**SHORT TASK**
Copy out all lines where "image" appears.

**RECORD EXTRACTS**
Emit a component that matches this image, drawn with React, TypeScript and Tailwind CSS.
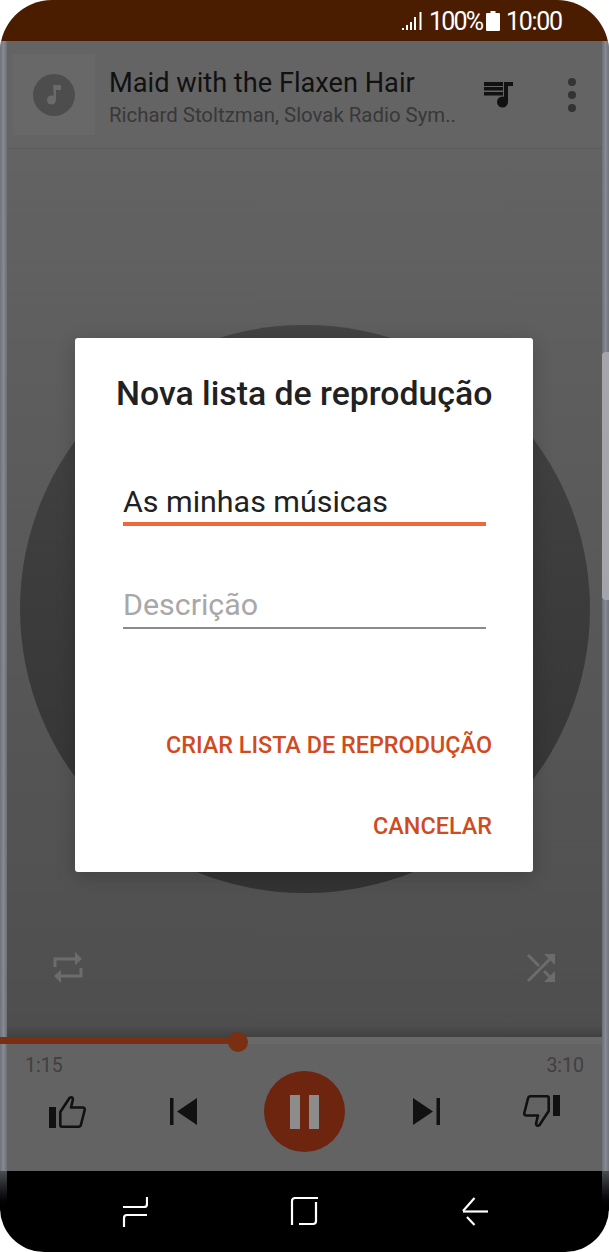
const roboto = { fontFamily: 'Roboto, "Liberation Sans", sans-serif' }

function Signal() {
  return (
    <svg width="20" height="19" viewBox="0 0 20 19" fill="#fff">
      <rect x="0" y="16" width="2" height="2" />
      <rect x="4" y="13" width="2" height="5" />
      <rect x="8" y="10" width="2" height="8" />
      <rect x="12" y="5" width="2" height="13" />
      <rect x="17.5" y="0" width="2" height="18" />
    </svg>
  )
}

function Battery() {
  return (
    <svg width="14" height="20" viewBox="0 0 14 20" fill="#fff">
      <path d="M4.500 0h5v2H13a1 1 0 0 1 1 1v16a1 1 0 0 1-1 1H1a1 1 0 0 1-1-1V3a1 1 0 0 1 1-1h3.500z" />
    </svg>
  )
}

function NoteGlyph() {
  return (
    <svg width="14" height="20" viewBox="0 0 14 20" fill="#6a6a6a">
      <circle cx="4.500" cy="15" r="4.500" />
      <rect x="6.500" y="0" width="2.500" height="15" />
      <path d="M6.500 0H14v5H6.500z" />
    </svg>
  )
}

function QueueIcon() {
  return (
    <svg width="29" height="26" viewBox="0 0 29 26" fill="#111">
      <rect x="0" y="0" width="19" height="4" />
      <rect x="0" y="5" width="19" height="3.500" />
      <rect x="0" y="10" width="19" height="3.500" />
      <rect x="20" y="0" width="4" height="20" />
      <rect x="20" y="0" width="9" height="4" />
      <circle cx="18.500" cy="20" r="5.500" />
    </svg>
  )
}

function RepeatIcon() {
  return (
    <svg width="30" height="33" viewBox="0 0 30 33" fill="none" stroke="#6c6c6c" strokeWidth="3">
      <path d="M2 16V8h20" />
      <path d="M22 1l7 7-7 6z" fill="#6c6c6c" stroke="none" />
      <path d="M28 17v8H8" />
      <path d="M8 19l-7 6 7 7z" fill="#6c6c6c" stroke="none" />
    </svg>
  )
}

function ShuffleIcon() {
  return (
    <svg width="28" height="28" viewBox="0 0 28 28" fill="none" stroke="#6c6c6c" strokeWidth="3">
      <path d="M1 1l11 11" />
      <path d="M1 27L23 5" />
      <path d="M17 17l7 7" />
      <path d="M17 0h11v11z" fill="#6c6c6c" stroke="none" />
      <path d="M28 17v11H17z" fill="#6c6c6c" stroke="none" />
    </svg>
  )
}

function ThumbUp() {
  return (
    <svg width="37" height="33" viewBox="0 0 37 33" fill="none">
      <rect x="0" y="12" width="7" height="21" fill="#111" />
      <path
        d="M11.300 30V17L20.500 3c1.700-1.500 3.800-.5 3.300 2L22 12.500h11.500c1.700 0 2.500 1 2.200 2.500l-3.700 14.500c-.4 1.500-1.200 2.200-2.500 2.200H13c-1 0-1.700-.7-1.700-1.700z"
        stroke="#111"
        strokeWidth="2.600"
        strokeLinejoin="round"
      />
    </svg>
  )
}

function PrevIcon() {
  return (
    <svg width="27" height="27" viewBox="0 0 27 27" fill="#111">
      <rect x="0" y="0" width="3.500" height="27" />
      <path d="M27 0v27L7 13.500z" />
    </svg>
  )
}

function NextIcon() {
  return (
    <svg width="27" height="27" viewBox="0 0 27 27" fill="#111">
      <path d="M0 0v27l20-13.500z" />
      <rect x="23.500" y="0" width="3.500" height="27" />
    </svg>
  )
}

function RecentsIcon() {
  return (
    <svg width="26" height="30" viewBox="0 0 26 30" fill="none" stroke="#fff" strokeWidth="2.200">
      <path d="M25 0v7a3 3 0 0 1-3 3H1" />
      <path d="M25 18H5a3 3 0 0 0-3 3v9" />
    </svg>
  )
}

function HomeIcon() {
  return (
    <svg width="28" height="29" viewBox="0 0 28 29" fill="none" stroke="#fff" strokeWidth="2.200">
      <path d="M2 28V4a3 3 0 0 1 3-3h23" />
      <path d="M26 5v19a3 3 0 0 1-3 3H9" />
    </svg>
  )
}

function BackIcon() {
  return (
    <svg width="27" height="29" viewBox="0 0 27 29" fill="none" stroke="#fff" strokeWidth="2.200">
      <path d="M27 14.500H2" />
      <path d="M13.500 1L2 14" />
      <path d="M13.500 28L6 20" />
    </svg>
  )
}

function DialogAction({ label }: { label: string }) {
  return (
    <button className="text-[23.400px] leading-[25px] font-medium text-[#d04b1e]">{label}</button>
  )
}

export default function App() {
  return (
    <div className="w-[609px] h-[1252px] bg-white overflow-hidden" style={roboto}>
      <div className="relative w-full h-full rounded-t-[52px] rounded-b-[44px] overflow-hidden flex flex-col">
        {/* status bar */}
        <div className="h-[41px] bg-[#4a1c00] flex items-center pl-[402px] pt-[1px] text-white text-[25px] shrink-0">
          <Signal />
          <span className="ml-[7px] w-[54px] tracking-[-1.800px] whitespace-nowrap pt-[1px]">100%</span>
          <span className="ml-[3px]">
            <Battery />
          </span>
          <span className="ml-[6px] tracking-[-1.300px] whitespace-nowrap pt-[1px]">10:00</span>
        </div>

        {/* now playing header */}
        <div className="h-[108px] bg-[#646464] border-b border-[#5a5a5a] flex items-center pl-[13px] pr-[33px] shrink-0">
          <div className="w-[82px] h-[81px] bg-[#686868] flex items-center justify-center">
            <div className="w-[42px] h-[42px] rounded-full bg-[#4d4d4d] flex items-center justify-center">
              <NoteGlyph />
            </div>
          </div>
          <div className="ml-[14px] flex-1 min-w-0 pt-[6px]">
            <div className="text-[27.200px] leading-[32px] text-[#111]">Maid with the Flaxen Hair</div>
            <div className="text-[20.400px] leading-[28px] text-[#383838] mt-[2px] whitespace-nowrap">Richard Stoltzman, Slovak Radio Sym..</div>
          </div>
          <div className="flex items-center gap-[55px]">
            <QueueIcon />
            <div className="flex flex-col gap-[5px]">
              <div className="w-[8px] h-[8px] rounded-full bg-[#333]" />
              <div className="w-[8px] h-[8px] rounded-full bg-[#333]" />
              <div className="w-[8px] h-[8px] rounded-full bg-[#333]" />
            </div>
          </div>
        </div>

        {/* album art area */}
        <div className="relative flex-1 bg-gradient-to-b from-[#636363] to-[#4e4e4e] flex flex-col justify-end">
          <div className="absolute left-[20px] top-[176px] w-[570px] h-[568px] rounded-full bg-gradient-to-b from-[#444444] to-[#333333]" />
          <div className="relative flex items-center justify-between pl-[53px] pr-[54px] pb-[53px]">
            <RepeatIcon />
            <ShuffleIcon />
          </div>
          <div className="absolute left-0 right-0 bottom-0 h-[12px] bg-gradient-to-b from-transparent to-[#414141]" />
        </div>

        {/* player controls */}
        <div className="relative h-[134px] bg-[#636363] shrink-0 px-[25px]">
          <div className="absolute left-0 right-0 top-0 h-[7px] bg-[#696969]" />
          <div className="absolute z-10 left-0 top-0 h-[7px] w-[238px] bg-[#7a2e12]" />
          <div className="absolute z-10 left-[228px] top-[-5px] w-[20px] h-[20px] rounded-full bg-[#7a2e12]" />
          <div className="flex justify-between text-[19.500px] leading-[24px] text-[#404040] pt-[17px]">
            <span>1:15</span>
            <span>3:10</span>
          </div>
          <div className="flex items-center pl-[24px] mt-[-7px]">
            <ThumbUp />
            <div className="ml-[84px]">
              <PrevIcon />
            </div>
            <div className="ml-[67px] w-[81px] h-[81px] rounded-full bg-[#6d2510] flex items-center justify-center gap-[9px]">
              <div className="w-[10px] h-[34px] bg-[#8c8c8c]" />
              <div className="w-[10px] h-[34px] bg-[#8c8c8c]" />
            </div>
            <div className="ml-[68px]">
              <NextIcon />
            </div>
            <div className="ml-[83px] rotate-180">
              <ThumbUp />
            </div>
          </div>
        </div>

        {/* nav bar */}
        <div className="h-[81px] bg-black flex items-start pl-[122px] pt-[26px] shrink-0">
          <RecentsIcon />
          <div className="ml-[142px]">
            <HomeIcon />
          </div>
          <div className="ml-[143px]">
            <BackIcon />
          </div>
        </div>

        {/* curved screen edges */}
        <div className="absolute left-0 top-[41px] h-[1130px] w-[7px] bg-gradient-to-r from-[#6f727a] via-[#888a92] to-[#6c6f77]" />
        <div className="absolute right-0 top-[41px] h-[1130px] w-[7px] bg-gradient-to-r from-[#6c6f77] via-[#888a92] to-[#6f727a]" />
        <div className="absolute left-0 top-[1171px] h-[40px] w-[7px] bg-gradient-to-b from-[#4c4e54] to-black" />
        <div className="absolute right-0 top-[1171px] h-[40px] w-[7px] bg-gradient-to-b from-[#4c4e54] to-black" />
        <div className="absolute right-0 top-[352px] w-[7px] h-[248px] rounded-l-[4px] bg-[#a3a5ab]" />

        {/* dialog */}
        <div className="absolute left-[75px] top-[338px] w-[458px] h-[534px] bg-white rounded-[3px] shadow-[0_4px_20px_rgba(0,0,0,0.2)] pt-[37px] px-[41px]">
          <h2 className="text-[33.800px] leading-[37px] font-medium text-[#212121] whitespace-nowrap">Nova lista de reprodução</h2>
          <div className="mt-[71px] mx-[7px] border-b-[4px] border-[#f0673a] pb-[1px] text-[30.400px] leading-[38px] text-[#212121] w-[363px]">As minhas músicas</div>
          <div className="mt-[60px] mx-[7px] border-b-2 border-[#8a8a8a] pb-[3px] text-[30.400px] leading-[38px] text-[#a8a8a8] w-[363px]">Descrição</div>
          <div className="flex flex-col items-end mt-[104px] gap-[56px]">
            <DialogAction label="CRIAR LISTA DE REPRODUÇÃO" />
            <DialogAction label="CANCELAR" />
          </div>
        </div>
      </div>
    </div>
  )
}
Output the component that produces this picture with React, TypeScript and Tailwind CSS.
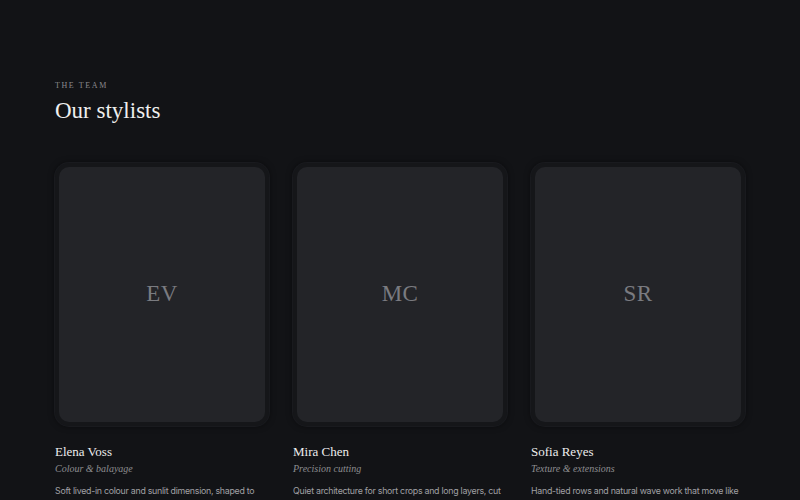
import React from "react";

const serif = { fontFamily: '"Liberation Serif", "DejaVu Serif", Georgia, serif' };
const sans = { fontFamily: 'Inter, "Liberation Sans", sans-serif' };

type Stylist = {
  initials: string;
  name: string;
  role: string;
  bio: string;
};

const team: Stylist[] = [
  {
    initials: "EV",
    name: "Elena Voss",
    role: "Colour & balayage",
    bio: "Soft lived-in colour and sunlit dimension, shaped to grow out beautifully between visits.",
  },
  {
    initials: "MC",
    name: "Mira Chen",
    role: "Precision cutting",
    bio: "Quiet architecture for short crops and long layers, cut to fall into place on its own.",
  },
  {
    initials: "SR",
    name: "Sofia Reyes",
    role: "Texture & extensions",
    bio: "Hand-tied rows and natural wave work that move like your own hair, every single day.",
  },
];

function StylistCard({ s }: { s: Stylist }) {
  return (
    <div className="flex flex-col">
      {/* framed portrait placeholder with initials */}
      <div className="rounded-[14px] bg-[#151619] p-[4px] shadow-[0_0_6px_rgba(0,0,0,0.55)] ring-1 ring-[#191a1e]">
        <div className="flex h-[255px] items-center justify-center rounded-[10px] bg-[#232428]">
          <span className="text-[23px] tracking-[0.02em] text-[#7a7b80]" style={serif}>
            {s.initials}
          </span>
        </div>
      </div>
      <h3 className="mt-[17px] text-[13px] leading-[18px] text-[#ededed]" style={serif}>
        {s.name}
      </h3>
      <p className="mt-[1px] text-[10px] italic leading-[14px] text-[#8d8d90]" style={serif}>
        {s.role}
      </p>
      <p className="mt-[7px] text-[8.8px] leading-[16px] tracking-[-0.03em] text-[#a0a0a4]" style={sans}>
        {s.bio}
      </p>
    </div>
  );
}

export default function App() {
  return (
    <div className="h-[500px] w-[800px] overflow-hidden bg-[#121316] px-[55px] pt-[81px]">
      <p className="text-[8px] uppercase leading-[10px] tracking-[0.2em] text-[#8a8a8e]" style={serif}>
        The Team
      </p>
      <h2 className="mt-[6px] text-[23px] leading-[28px] text-[#efefef]" style={serif}>
        Our stylists
      </h2>
      <div className="mt-[38px] grid grid-cols-3 gap-[24px]">
        {team.map((s) => (
          <StylistCard key={s.initials} s={s} />
        ))}
      </div>
    </div>
  );
}
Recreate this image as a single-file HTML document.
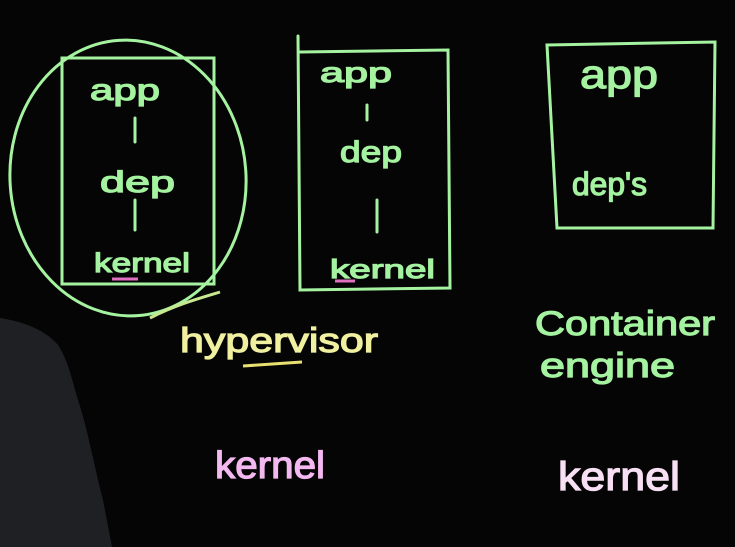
<!DOCTYPE html>
<html><head><style>
html,body{margin:0;padding:0;background:#050505;width:735px;height:547px;overflow:hidden}
svg{display:block}
text{font-family:"Liberation Sans",sans-serif;stroke-width:1.2}
</style></head><body>
<svg width="735" height="547" viewBox="0 0 735 547" xmlns="http://www.w3.org/2000/svg">
<rect width="735" height="547" fill="#050505"/>
<path d="M0,318 C25,322 45,330 58,345 C68,360 72,380 78,400 C88,430 95,470 103,500 L112,547 L0,547 Z" fill="#1f2024"/>
<g fill="none" stroke="#a5f3a0" stroke-width="3" stroke-linecap="round">
<rect x="62" y="58" width="152" height="226"/>
<ellipse cx="128" cy="178" rx="118" ry="138" transform="rotate(-4 128 178)"/>
<path d="M135 118 L135 142 M135 200 L135 230"/>
<path d="M298 36 L300 290 L450 288 L448 50 L300 52"/>
<path d="M367 105 L367 120 M377 200 L377 232"/>
<path d="M547 45 L715 42 L713 228 L557 228 Z"/>
</g>
<path d="M150 318 C175 305 200 298 220 292" stroke="#c8e890" stroke-width="3" fill="none"/>
<path d="M112 279 L138 279 M335 281 L355 281" stroke="#e070c0" stroke-width="3"/>
<path d="M243 366 L302 362" stroke="#e8e070" stroke-width="3"/>
<g fill="#a5f3a0" stroke="#a5f3a0" font-size="30">
<text x="90" y="100" textLength="70" lengthAdjust="spacingAndGlyphs">app</text>
<text x="100" y="192" textLength="75" lengthAdjust="spacingAndGlyphs">dep</text>
<text x="94" y="272" font-size="27" textLength="96" lengthAdjust="spacingAndGlyphs">kernel</text>
<text x="320" y="82" font-size="28" textLength="72" lengthAdjust="spacingAndGlyphs">app</text>
<text x="340" y="162" textLength="62" lengthAdjust="spacingAndGlyphs">dep</text>
<text x="330" y="278" font-size="26" textLength="105" lengthAdjust="spacingAndGlyphs">kernel</text>
<text x="580" y="88" font-size="40" textLength="78" lengthAdjust="spacingAndGlyphs">app</text>
<text x="572" y="195" font-size="32" textLength="75" lengthAdjust="spacingAndGlyphs">dep's</text>
<text x="535" y="335" font-size="34" textLength="180" lengthAdjust="spacingAndGlyphs">Container</text>
<text x="540" y="377" font-size="34" textLength="135" lengthAdjust="spacingAndGlyphs">engine</text>
</g>
<text x="180" y="352" fill="#f0f0a0" stroke="#f0f0a0" font-size="34" textLength="198" lengthAdjust="spacingAndGlyphs">hypervisor</text>
<text x="215" y="478" fill="#f4b8f0" stroke="#f4b8f0" font-size="38" textLength="110" lengthAdjust="spacingAndGlyphs">kernel</text>
<text x="558" y="490" fill="#f8e0f4" stroke="#f8e0f4" font-size="40" textLength="122" lengthAdjust="spacingAndGlyphs">kernel</text>
</svg>
</body></html>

**ANSWER IN FULL**
Emit a component that matches this image, drawn with React, TypeScript and Tailwind CSS.
Recreate this image as a single-file HTML document.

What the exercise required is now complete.